» Task to carry out:
Write out the material exactly. Do not include the pictures.
○ ○ ○ ○ ○ ○ ○
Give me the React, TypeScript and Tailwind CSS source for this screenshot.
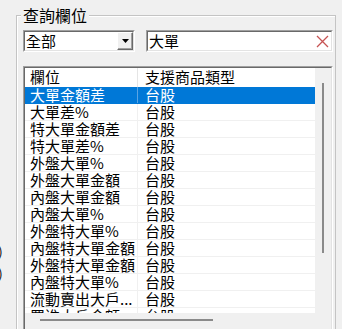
import React from "react";

const rows = [
  "大單金額差",
  "大單差%",
  "特大單金額差",
  "特大單差%",
  "外盤大單%",
  "外盤大單金額",
  "內盤大單金額",
  "內盤大單%",
  "外盤特大單%",
  "內盤特大單金額",
  "外盤特大單金額",
  "內盤特大單%",
  "流動賣出大戶...",
  "買進大戶金額...",
];

function Sunken({ className, children }: { className?: string; children: React.ReactNode }) {
  return (
    <div className={`border border-t-[#a0a0a0] border-l-[#a0a0a0] border-b-white border-r-white ${className ?? ""}`}>
      <div className="h-full w-full border border-t-[#696969] border-l-[#696969] border-b-[#e3e3e3] border-r-[#e3e3e3] bg-white overflow-hidden">
        {children}
      </div>
    </div>
  );
}

export default function App() {
  return (
    <div className="w-[342px] h-[329px] bg-[#f0f0f0] overflow-hidden flex font-['Noto_Sans_CJK_TC',sans-serif] text-[15px] text-black">
      {/* cut-off labels of the panel to the left */}
      <div className="w-[16px] shrink-0 overflow-hidden flex flex-col pt-[243px] gap-[4px] text-[13px] leading-[18px]">
        <span className="ml-[-9px] whitespace-nowrap">a)</span>
        <span className="ml-[-9px] whitespace-nowrap">a)</span>
      </div>

      {/* group box */}
      <div className="relative mt-[15px] w-[320px] h-[330px] shrink-0 border-t border-l border-r border-[#c4c4c4] shadow-[inset_1px_1px_0_#fff] pl-[6px] pt-[14px]">
        <span className="absolute -top-[11px] left-[4px] px-[2px] bg-[#f0f0f0] text-[16px] leading-[20px]">查詢欄位</span>

        <div className="flex gap-[11px]">
          {/* combobox */}
          <Sunken className="w-[112px] h-[22px]">
            <div className="flex h-full items-center">
              <span className="flex-1 pl-[1px] leading-[16px]">全部</span>
              <div className="w-[16px] h-[18px] border border-t-white border-l-white border-b-[#696969] border-r-[#696969] bg-[#f0f0f0] flex items-center justify-center shadow-[inset_-1px_-1px_0_#a0a0a0]">
                <svg width="7" height="4" viewBox="0 0 7 4">
                  <path d="M0 0H7L3.5 4Z" fill="#000" />
                </svg>
              </div>
            </div>
          </Sunken>

          {/* search input */}
          <Sunken className="w-[187px] h-[22px]">
            <div className="flex h-full items-center pr-[2px]">
              <span className="flex-1 pl-[1px] leading-[16px]">大單</span>
              <svg width="13" height="13" viewBox="0 0 13 13">
                <path d="M1 1L12 12M12 1L1 12" stroke="#c65353" strokeWidth="1.3" />
              </svg>
            </div>
          </Sunken>
        </div>

        {/* list view */}
        <Sunken className="mt-[14px] w-[310px] h-[266px]">
          <div className="flex h-full">
            <div className="w-[290px] flex flex-col">
              <div className="h-[19px] shrink-0 flex bg-white leading-[17px]">
                <div className="w-[113px] pl-[5px] border-r border-[#e5e5e5]">欄位</div>
                <div className="pl-[7px]">支援商品類型</div>
              </div>
              <div className="h-[226px] shrink-0 overflow-hidden">
                {rows.map((name, i) => (
                  <div
                    key={i}
                    className={`h-[17px] flex border-b leading-[16px] whitespace-nowrap ${
                      i === 0 ? "bg-[#0078d7] text-white border-[#0078d7]" : "bg-white border-[#f0f0f0]"
                    }`}
                  >
                    <div className={`w-[113px] pl-[5px] border-r ${i === 0 ? "border-[#5aa4e4]" : "border-[#f0f0f0]"}`}>{name}</div>
                    <div className="pl-[7px]">台股</div>
                  </div>
                ))}
              </div>
              <div className="h-[17px] shrink-0 bg-[#f0f0f0] pt-[6px]">
                <div className="ml-[15px] w-[173px] h-[2px] bg-[#8a8a8a]" />
              </div>
            </div>
            <div className="w-[16px] bg-[#f0f0f0] pt-[15px] flex justify-center">
              <div className="w-[2px] h-[170px] bg-[#8a8a8a]" />
            </div>
          </div>
        </Sunken>
      </div>
    </div>
  );
}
○ ○ ○ ○ ○ ○ ○
» Expected output:
Give me the React, TypeScript and Tailwind CSS source for this screenshot.
import React from "react";

const rows = [
  "大單金額差",
  "大單差%",
  "特大單金額差",
  "特大單差%",
  "外盤大單%",
  "外盤大單金額",
  "內盤大單金額",
  "內盤大單%",
  "外盤特大單%",
  "內盤特大單金額",
  "外盤特大單金額",
  "內盤特大單%",
  "流動賣出大戶...",
  "買進大戶金額...",
];

function Sunken({ className, children }: { className?: string; children: React.ReactNode }) {
  return (
    <div className={`border border-t-[#a0a0a0] border-l-[#a0a0a0] border-b-white border-r-white ${className ?? ""}`}>
      <div className="h-full w-full border border-t-[#696969] border-l-[#696969] border-b-[#e3e3e3] border-r-[#e3e3e3] bg-white overflow-hidden">
        {children}
      </div>
    </div>
  );
}

export default function App() {
  return (
    <div className="w-[342px] h-[329px] bg-[#f0f0f0] overflow-hidden flex font-['Noto_Sans_CJK_TC',sans-serif] text-[15px] text-black">
      {/* cut-off labels of the panel to the left */}
      <div className="w-[16px] shrink-0 overflow-hidden flex flex-col pt-[243px] gap-[4px] text-[13px] leading-[18px]">
        <span className="ml-[-9px] whitespace-nowrap">a)</span>
        <span className="ml-[-9px] whitespace-nowrap">a)</span>
      </div>

      {/* group box */}
      <div className="relative mt-[15px] w-[320px] h-[330px] shrink-0 border-t border-l border-r border-[#c4c4c4] shadow-[inset_1px_1px_0_#fff] pl-[6px] pt-[14px]">
        <span className="absolute -top-[11px] left-[4px] px-[2px] bg-[#f0f0f0] text-[16px] leading-[20px]">查詢欄位</span>

        <div className="flex gap-[11px]">
          {/* combobox */}
          <Sunken className="w-[112px] h-[22px]">
            <div className="flex h-full items-center">
              <span className="flex-1 pl-[1px] leading-[16px]">全部</span>
              <div className="w-[16px] h-[18px] border border-t-white border-l-white border-b-[#696969] border-r-[#696969] bg-[#f0f0f0] flex items-center justify-center shadow-[inset_-1px_-1px_0_#a0a0a0]">
                <svg width="7" height="4" viewBox="0 0 7 4">
                  <path d="M0 0H7L3.5 4Z" fill="#000" />
                </svg>
              </div>
            </div>
          </Sunken>

          {/* search input */}
          <Sunken className="w-[187px] h-[22px]">
            <div className="flex h-full items-center pr-[2px]">
              <span className="flex-1 pl-[1px] leading-[16px]">大單</span>
              <svg width="13" height="13" viewBox="0 0 13 13">
                <path d="M1 1L12 12M12 1L1 12" stroke="#c65353" strokeWidth="1.3" />
              </svg>
            </div>
          </Sunken>
        </div>

        {/* list view */}
        <Sunken className="mt-[14px] w-[310px] h-[266px]">
          <div className="flex h-full">
            <div className="w-[290px] flex flex-col">
              <div className="h-[19px] shrink-0 flex bg-white leading-[17px]">
                <div className="w-[113px] pl-[5px] border-r border-[#e5e5e5]">欄位</div>
                <div className="pl-[7px]">支援商品類型</div>
              </div>
              <div className="h-[226px] shrink-0 overflow-hidden">
                {rows.map((name, i) => (
                  <div
                    key={i}
                    className={`h-[17px] flex border-b leading-[16px] whitespace-nowrap ${
                      i === 0 ? "bg-[#0078d7] text-white border-[#0078d7]" : "bg-white border-[#f0f0f0]"
                    }`}
                  >
                    <div className={`w-[113px] pl-[5px] border-r ${i === 0 ? "border-[#5aa4e4]" : "border-[#f0f0f0]"}`}>{name}</div>
                    <div className="pl-[7px]">台股</div>
                  </div>
                ))}
              </div>
              <div className="h-[17px] shrink-0 bg-[#f0f0f0] pt-[6px]">
                <div className="ml-[15px] w-[173px] h-[2px] bg-[#8a8a8a]" />
              </div>
            </div>
            <div className="w-[16px] bg-[#f0f0f0] pt-[15px] flex justify-center">
              <div className="w-[2px] h-[170px] bg-[#8a8a8a]" />
            </div>
          </div>
        </Sunken>
      </div>
    </div>
  );
}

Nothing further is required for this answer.